Dr. Jeff Layton
Dell's Dr. Jeff Layton

 Part 4 – GPU Configurations Using Dell Systems
GPUs are arguably one of the hottest trends in HPC. They can greatly improve performance while reducing the power consumption of systems. However, because the area of GPU Computing is still evolving both for application development and for tool set creation, GPU systems need to be as flexible as possible.

In the last blog I talked about the basic building blocks Dell has created for GPU systems. In this article I want to talk about possible GPU configurations and how they work well for the rapidly evolving GPU ecosystem.

Dell GPU Configurations
In the last article, I talked about the various Dell hardware components that can be used to create GPU computing solutions.
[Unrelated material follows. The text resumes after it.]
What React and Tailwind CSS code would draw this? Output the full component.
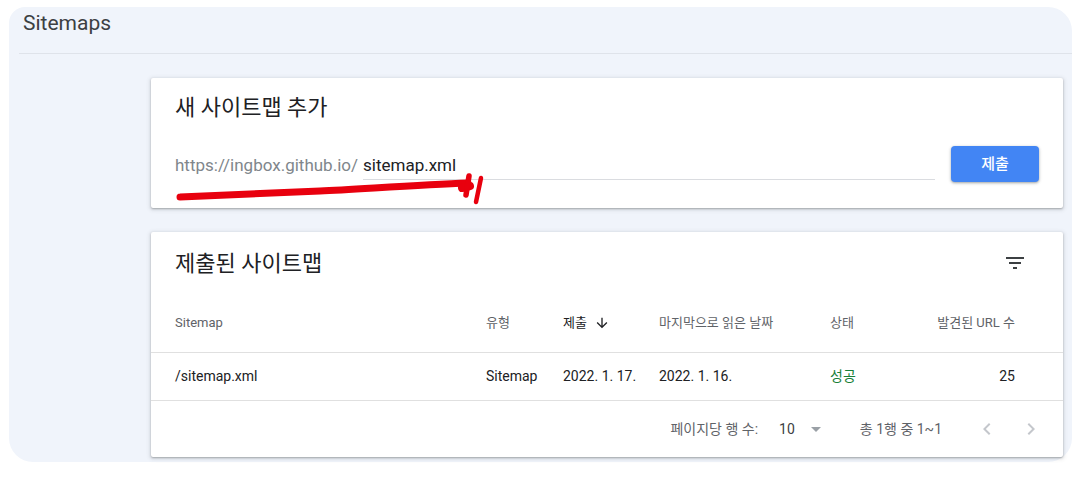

These components were designed around a solution strategy that can be summed into a single word - flexibility. Solutions need to be created so that they can be easily adapted to evolving applications and to evolving GPU tools.

The PowerEdge C410x that I mentioned in the last blog is an external chassis that holds GPUs or really any PCIe device that meets the specific requirements of the chassis. To refresh your memory, it can accommodate up to 16 GPUs in PCIe G2 x16 slots in a 3U chassis. It also has 8 PCIe G2 x16 connections that connect the chassis to the host nodes. The current version of the chassis allows you to reduce the number of external connections to 4 so that each x16 connection into the chassis connects to 4 GPUs. It can also reduce the number of connections to 2 so that each x16 connection connects to 8 GPUs.

One approach that Dell has taken in the creation of GPU solutions is to develop solution “bricks” or solution “sandwiches” that combine the various components and form GPU compute solutions. For example, you could begin with the Dell PowerEdge C6100 that has four two-socket system boards in a 2U package, and connect two of these to a single Dell PowerEdge C410x. An example of this is shown below in Figure 1.

Two Dell PowerEdge C6100 (top and bottom) and one Dell PowerEdge C410x (center)
Figure 1 – Two Dell PowerEdge C6100 (top and bottom) and one Dell PowerEdge C410x (center)

In the middle of this group (or sandwich) is the C410x and you can see the 10 front sleds for the GPUs in Figure 1. Then above and below the C410x are the C6100 units (they each have 24 2.5” drives in this configuration but 3.5” drive configurations are also available). In total there are eight dual-socket Intel Westmere based systems, each with a PCIe x8 QDR Infiniband card and a PCIe x16 HIC card to connect to the C410x which has up to 16 GPUs.

Quick diversion – probably the best way to talk about GPU configuration is to use the nomenclature of,

(Number of GPUs) : (Number of x16 slots)

This is a better nomenclature than the number of GPUs per node or number of GPUs per socket since it describes how many GPUs are sharing a PCIe G2 x16 slot. This can be important because for applications that are early in their development cycle and are heavily dependent upon the data transfer efficiency from the CPU to the GPU, typically need lots of host-GPU bandwidth.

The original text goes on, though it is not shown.